Michael Wolfe is a poet, author, and Executive Producer at Unity Productions Foundation, a nonprofit documentary and media organization. He has owned a bookstore in Bolinas, California, operated a book bindery in Oakland, and directed a small press publishing company, Tombouctou Books. He has occasionally taught writing and literature at Phillips Exeter Academy, Phillips Andover Academy, the California State Summer School for the Arts, and at the University of California, Santa Cruz.
Wolfe graduated in Classics from Wesleyan University. He was an Atlantic Monthly Younger Poet and a MacDowell Colony resident in 1968. In 1969, his work won an award of recognition from the Academy of American Poets. In 1970, he traveled to Africa on an Amy Lowell Traveling Poets Scholarship, where he remained until 1973. In 1974, he settled in Northern California. His first books of poetry How Love Gets Around and World Your Own, a book of short fiction Invisible Weapons, and a travel narrative In Morocco date from this period.

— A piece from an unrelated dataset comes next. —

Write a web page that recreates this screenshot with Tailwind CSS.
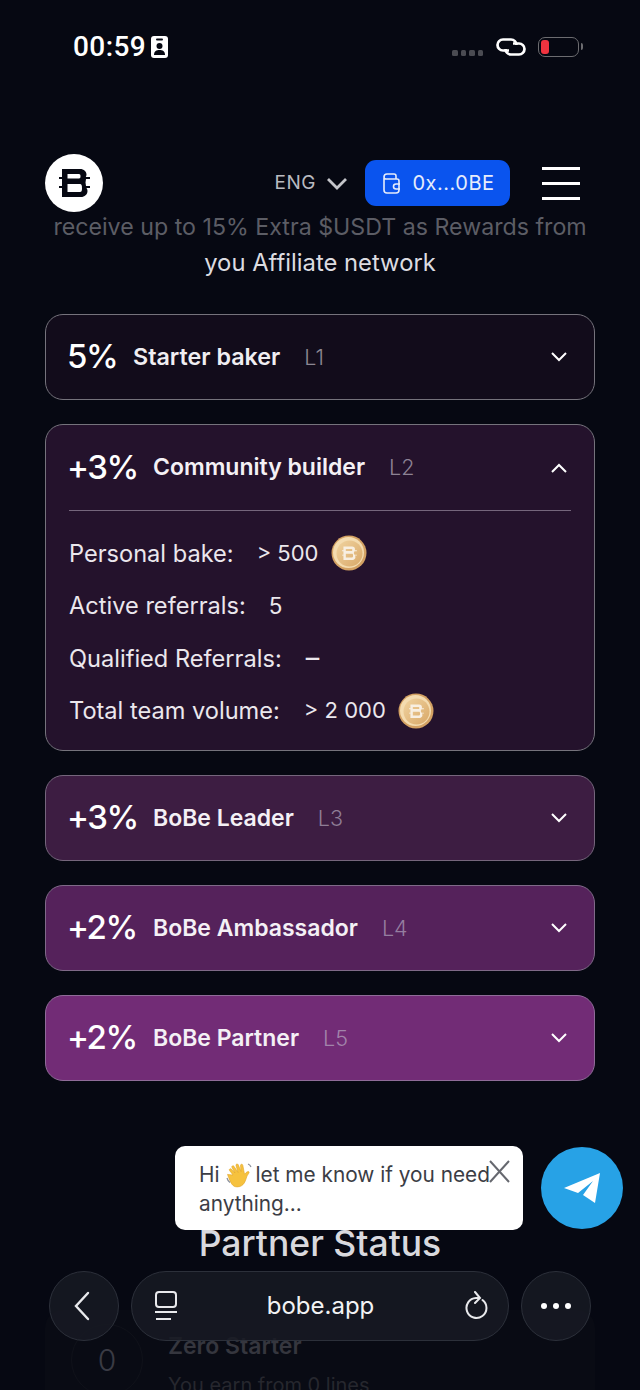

In the 1980s, he returned to North Africa several more times, renewing his acquaintance with Paul Bowles, Mohammed Mrabet, and Larbi Layachi, and publishing small press volumes of their works along with other American poets and authors including Jim Carroll, Lucia Berlin, and Bill Berkson. As an author, he has published ten titles in various genres including three books of poetry, two books of travel related to the pilgrimage to Mecca, an essay collection, and other works. He has produced numerous documentary films for ABC Nightline, PBS, and National Geographic International.